● INSTRUCTION: Look below. Copy each line that has "styles" in it.

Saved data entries
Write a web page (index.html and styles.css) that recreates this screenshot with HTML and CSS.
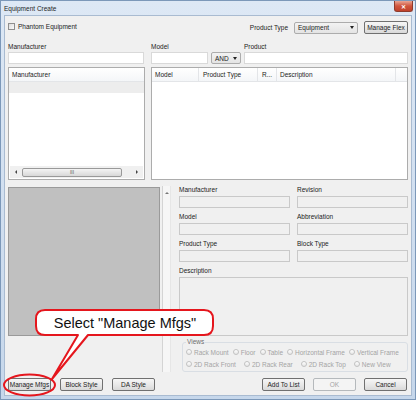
FILE: index.html
```html
<!DOCTYPE html>
<html lang="en">
<head>
    <meta charset="UTF-8">
    <title>Equipment Create</title>
    <link rel="stylesheet" href="styles.css">
</head>
<body>
<div class="screen">
    <div class="window">
        <div class="titlebar">
            <span class="title">Equipment Create</span>
            <span class="close">&#x2715;</span>
        </div>
        <div class="client">
            <div class="top-row">
                <div class="check"><span class="check-box"></span>Phantom Equipment</div>
                <div class="top-right">
                    <span>Product Type</span>
                    <div class="select select-type">Equipment<span class="arrow"></span></div>
                    <button class="btn btn-flex">Manage Flex</button>
                </div>
            </div>

            <div class="filter-grid">
                <div class="lbl">Manufacturer</div>
                <div class="lbl">Model</div>
                <div></div>
                <div class="lbl">Product</div>
                <div class="text-input"></div>
                <div class="text-input"></div>
                <div class="select select-and">AND<span class="arrow"></span></div>
                <div class="text-input"></div>
            </div>

            <div class="lists">
                <div class="list list-mfg">
                    <div class="list-header"><div class="col">Manufacturer</div></div>
                    <div class="list-row"></div>
                    <div class="list-body"></div>
                    <div class="hscroll">
                        <span class="arrow-left"></span>
                        <div class="thumb">III</div>
                        <span class="arrow-right"></span>
                    </div>
                </div>
                <div class="list list-models">
                    <div class="list-header">
                        <div class="col col-model">Model</div>
                        <div class="col col-type">Product Type</div>
                        <div class="col col-r">R...</div>
                        <div class="col col-desc">Description</div>
                        <div class="col col-rest"></div>
                    </div>
                </div>
            </div>

            <div class="lower">
                <div class="preview"></div>
                <div class="vscroll"><span class="arrow-up"></span></div>
                <div class="details">
                    <div class="field-grid">
                        <div class="field">
                            <div class="lbl">Manufacturer</div>
                            <div class="text-input disabled"></div>
                        </div>
                        <div class="field">
                            <div class="lbl">Revision</div>
                            <div class="text-input disabled"></div>
                        </div>
                        <div class="field">
                            <div class="lbl">Model</div>
                            <div class="text-input disabled"></div>
                        </div>
                        <div class="field">
                            <div class="lbl">Abbreviation</div>
                            <div class="text-input disabled"></div>
                        </div>
                        <div class="field">
                            <div class="lbl">Product Type</div>
                            <div class="text-input disabled"></div>
                        </div>
                        <div class="field">
                            <div class="lbl">Block Type</div>
                            <div class="text-input disabled"></div>
                        </div>
                    </div>
                    <div class="lbl desc-lbl">Description</div>
                    <div class="text-input disabled desc-box"></div>
                    <fieldset class="views">
                        <legend>Views</legend>
                        <div class="radio-row">
                            <span class="radio-item"><span class="radio"></span>Rack Mount</span>
                            <span class="radio-item"><span class="radio"></span>Floor</span>
                            <span class="radio-item"><span class="radio"></span>Table</span>
                            <span class="radio-item"><span class="radio"></span>Horizontal Frame</span>
                            <span class="radio-item"><span class="radio"></span>Vertical Frame</span>
                        </div>
                        <div class="radio-row wide">
                            <span class="radio-item"><span class="radio"></span>2D Rack Front</span>
                            <span class="radio-item"><span class="radio"></span>2D Rack Rear</span>
                            <span class="radio-item"><span class="radio"></span>2D Rack Top</span>
                            <span class="radio-item"><span class="radio"></span>New View</span>
                        </div>
                    </fieldset>
                </div>
            </div>

            <div class="button-row">
                <div class="button-group">
                    <button class="btn">Manage Mfgs</button>
                    <button class="btn">Block Style</button>
                    <button class="btn">DA Style</button>
                </div>
                <div class="button-group right">
                    <button class="btn">Add To List</button>
                    <button class="btn btn-disabled">OK</button>
                    <button class="btn">Cancel</button>
                </div>
            </div>
        </div>
    </div>

    <!-- tutorial callout over the dialog -->
    <svg class="callout-shape" width="416" height="400" viewBox="0 0 416 400">
        <path d="M45 310 H204 Q213 310 213 319 V326 Q213 335 204 335 H88 L52 379 L78 335 H45 Q36 335 36 326 V319 Q36 310 45 310 Z"
              fill="#fff" stroke="#e5161d" stroke-width="2" stroke-linejoin="round"/>
        <ellipse cx="29.5" cy="385" rx="25.5" ry="10.5" fill="none" stroke="#e5161d" stroke-width="2"/>
    </svg>
    <div class="callout-text">Select "Manage Mfgs"</div>
</div>
</body>
</html>
```

FILE: styles.css
```css
* {
    box-sizing: border-box;
}
body {
    margin: 0;
    font-family: "Liberation Sans", Arial, sans-serif;
    font-size: 6.5px;
    color: #1b1b1b;
}
.screen {
    position: relative;
    width: 416px;
    height: 400px;
}
.window {
    width: 416px;
    height: 400px;
    background: linear-gradient(#dde8f5, #c6d7eb);
    border: 1px solid #7c98b9;
    display: flex;
    flex-direction: column;
}
.titlebar {
    height: 14px;
    display: flex;
    justify-content: space-between;
    align-items: center;
    padding: 0 2px 0 3px;
}
.title {
    color: #1e1e1e;
}
.close {
    align-self: flex-start;
    width: 19px;
    height: 11px;
    background: linear-gradient(#e9a594, #d0553d 50%, #c0412b);
    border: 1px solid #8e3b2d;
    border-top: none;
    border-radius: 0 0 3px 3px;
    color: #fff;
    font-size: 6px;
    font-weight: bold;
    display: flex;
    align-items: center;
    justify-content: center;
}
.client {
    flex: 1;
    margin: 0 3px 3px 3px;
    background: #f0f0f0;
    border: 1px solid #a9bbd1;
    padding: 0 3px;
    display: flex;
    flex-direction: column;
}
.top-row {
    margin-top: 5px;
    height: 13px;
    display: flex;
    justify-content: space-between;
}
.check {
    display: flex;
    align-items: center;
    margin-top: 1px;
    height: 8px;
}
.check-box {
    width: 7px;
    height: 7px;
    border: 1px solid #8f8f8f;
    background: linear-gradient(135deg, #dcdcdc, #fbfbfb);
    margin-right: 3px;
}
.top-right {
    display: flex;
    align-items: center;
}
.select {
    height: 12px;
    border: 1px solid #acacac;
    border-radius: 2px;
    background: linear-gradient(#f3f3f3, #e4e4e4);
    display: flex;
    align-items: center;
    justify-content: space-between;
    padding: 0 3px;
}
.select-type {
    width: 64px;
    margin-left: 6px;
}
.select-and {
    width: 30px;
}
.arrow {
    width: 0;
    height: 0;
    border-left: 2.5px solid transparent;
    border-right: 2.5px solid transparent;
    border-top: 3px solid #222;
}
.btn {
    height: 13px;
    width: 43px;
    padding: 0;
    border: 1px solid #707070;
    border-radius: 2px;
    background: linear-gradient(#f6f6f6, #e9e9e9 50%, #d9d9d9);
    font-family: "Liberation Sans", Arial, sans-serif;
    font-size: 6.5px;
    color: #1b1b1b;
    white-space: nowrap;
}
.btn-flex {
    width: 44px;
    margin-left: 6px;
}
.btn-disabled {
    border-color: #b5b9bc;
    background: #f4f4f4;
    color: #a5a5a5;
}
.filter-grid {
    margin-top: 8px;
    display: grid;
    grid-template-columns: 140px 57px 30px 1fr;
    grid-template-rows: 9px 12px;
    column-gap: 3px;
    row-gap: 1px;
}
.filter-grid > :nth-child(4n+1) {
    margin-right: 4px;
}
.lbl {
    line-height: 9px;
    height: 9px;
}
.text-input {
    height: 12px;
    background: #fff;
    border: 1px solid #d9d9d9;
}
.text-input.disabled {
    background: #f0f0f0;
    border-color: #c9c9c9;
}
.lists {
    margin-top: 3px;
    height: 113px;
    display: flex;
    gap: 6px;
}
.list {
    background: #fff;
    border: 1px solid #acacac;
    display: flex;
    flex-direction: column;
}
.list-mfg {
    width: 137px;
}
.list-models {
    flex: 1;
}
.list-header {
    height: 14px;
    display: flex;
    background: linear-gradient(#fff, #f4f6f8);
    border-bottom: 1px solid #e3e5e8;
}
.col {
    line-height: 13px;
    padding-left: 3px;
    border-right: 1px solid #e3e5e8;
}
.list-mfg .col {
    border-right: none;
}
.col-model { width: 47px; }
.col-type { width: 59px; padding-left: 4px; }
.col-r { width: 19px; padding-left: 4px; }
.col-desc { width: 119px; }
.col-rest { flex: 1; border-right: none; }
.list-row {
    height: 11px;
    background: #ededed;
}
.list-body {
    flex: 1;
}
.hscroll {
    height: 12px;
    margin: 0 1px 1px;
    display: flex;
    align-items: center;
    background: #f0f0f0;
    padding: 0 5px;
}
.arrow-left, .arrow-right {
    width: 0;
    height: 0;
    border-top: 2px solid transparent;
    border-bottom: 2px solid transparent;
}
.arrow-left {
    border-right: 2px solid #444;
}
.arrow-right {
    border-left: 2px solid #444;
    margin-left: auto;
}
.thumb {
    width: 100px;
    height: 9px;
    margin-left: 5px;
    border: 1px solid #999;
    border-radius: 2px;
    background: linear-gradient(#f4f4f4, #d8d8d8);
    text-align: center;
    font-size: 5px;
    line-height: 7px;
    color: #555;
}
.lower {
    margin-top: 6px;
    height: 186px;
    display: flex;
}
.preview {
    width: 153px;
    height: 149px;
    margin-top: 1px;
    background: #c0c0c0;
    border: 1px solid #9a9a9a;
}
.vscroll {
    width: 9px;
    margin-left: 2px;
    background: #f6f6f6;
    border-left: 1px solid #d4d4d4;
    border-right: 1px solid #e6e6e6;
    display: flex;
    justify-content: center;
}
.arrow-up {
    width: 0;
    height: 0;
    margin-top: 6px;
    border-left: 2px solid transparent;
    border-right: 2px solid transparent;
    border-bottom: 2px solid #777;
}
.details {
    flex: 1;
    margin-left: 8px;
    display: flex;
    flex-direction: column;
}
.field-grid {
    display: grid;
    grid-template-columns: 111px 111px;
    column-gap: 7px;
    row-gap: 5px;
}
.field .lbl {
    height: 8px;
    line-height: 8px;
    margin-bottom: 2px;
}
.desc-lbl {
    margin-top: 5px;
    height: 8px;
    line-height: 8px;
    margin-bottom: 2px;
}
.desc-box {
    height: 59px;
}
.views {
    margin: 2px 0 0 3px;
    padding: 0 2px 1px 3px;
    border: 1px solid #d9dee4;
    border-radius: 3px;
    min-width: 0;
}
.views legend {
    padding: 0 1px;
    line-height: 8px;
    color: #6d6d6d;
}
.radio-row {
    height: 12px;
    display: flex;
    align-items: center;
    gap: 4px;
    color: #a4a4a4;
    white-space: nowrap;
}
.radio-row.wide {
    gap: 8px;
}
.radio-item {
    display: flex;
    align-items: center;
    flex-shrink: 0;
}
.radio {
    width: 6px;
    height: 6px;
    border-radius: 50%;
    border: 1px solid #c2c2c2;
    background: linear-gradient(#fff, #e6e6e6);
    margin-right: 2px;
}
.button-row {
    margin-top: 6px;
    display: flex;
    justify-content: space-between;
}
.button-group {
    display: flex;
    gap: 9px;
}
.button-group.right {
    gap: 8px;
    margin-right: 1px;
}
.callout-shape {
    position: absolute;
    left: 0;
    top: 0;
    pointer-events: none;
}
.callout-text {
    position: absolute;
    left: 36px;
    top: 310px;
    width: 178px;
    height: 25px;
    display: flex;
    align-items: center;
    justify-content: center;
    font-size: 14.5px;
    color: #111;
}
```
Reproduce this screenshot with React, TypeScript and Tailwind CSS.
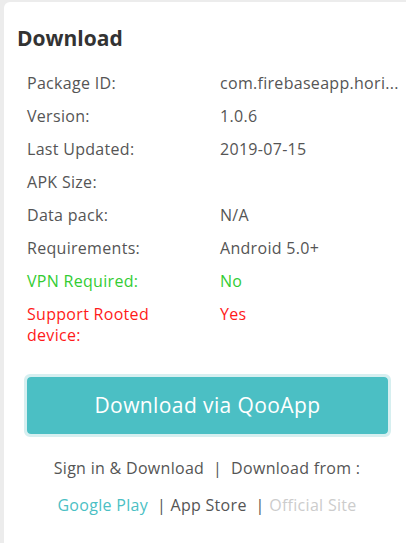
const rows = [
  { label: 'Package ID:', value: 'com.firebaseapp.hori...', tone: 'text-[#555]' },
  { label: 'Version:', value: '1.0.6', tone: 'text-[#555]' },
  { label: 'Last Updated:', value: '2019-07-15', tone: 'text-[#555]' },
  { label: 'APK Size:', value: '', tone: 'text-[#555]' },
  { label: 'Data pack:', value: 'N/A', tone: 'text-[#555]' },
  { label: 'Requirements:', value: 'Android 5.0+', tone: 'text-[#555]' },
  { label: 'VPN Required:', value: 'No', tone: 'text-[#33cc33]' },
  { label: 'Support Rooted device:', value: 'Yes', tone: 'text-[#ff1a1a]' },
];

const App = () => {
  return (
    <div className="h-[543px] w-[406px] overflow-hidden bg-[#ececec] pl-[4px] pt-[2px] font-['Open_Sans',sans-serif]">
      <div className="h-[600px] w-[420px] rounded-[6px] bg-white pl-[13px] pt-[22px]">
        <h2 className="text-[21px] font-bold leading-[28px] text-[#333]">Download</h2>
        <div className="mt-[15px] w-[385px] pl-[10px]">
          {rows.map((r) => (
            <div key={r.label} className={`flex py-[6px] text-[16px] leading-[21px] tracking-[0.3px] ${r.tone}`}>
              <div className="w-[193px] shrink-0 pr-[30px]">{r.label}</div>
              <div className="w-[180px] whitespace-nowrap">{r.value}</div>
            </div>
          ))}
        </div>
        <div className="mt-[22px] w-[367px] ml-[7px] rounded-[6px] border-[3px] border-[#d6eff0]">
          <button className="flex h-[57px] w-full items-center justify-center rounded-[4px] bg-[#4bbfc4] text-[21px] tracking-[0.4px] text-white">
            Download via QooApp
          </button>
        </div>
        <p className="mt-[21px] w-[380px] text-center text-[16px] leading-[21px] tracking-[0.3px] text-[#555]">
          Sign in &amp; Download&nbsp; |&nbsp; Download from :
        </p>
        <p className="mt-[16px] w-[380px] text-center text-[16px] leading-[21px] tracking-[0.3px] text-[#555]">
          <span className="text-[#4bbfc4]">Google Play</span> &nbsp;| App Store &nbsp;|{' '}
          <span className="text-[#cccccc]">Official Site</span>
        </p>
      </div>
    </div>
  );
};

export default App;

● WRITTEN RESPONSE:
Write a web page (index.html and styles.css) that recreates this screenshot with HTML and CSS.
    <link rel="stylesheet" href="styles.css">
FILE: styles.css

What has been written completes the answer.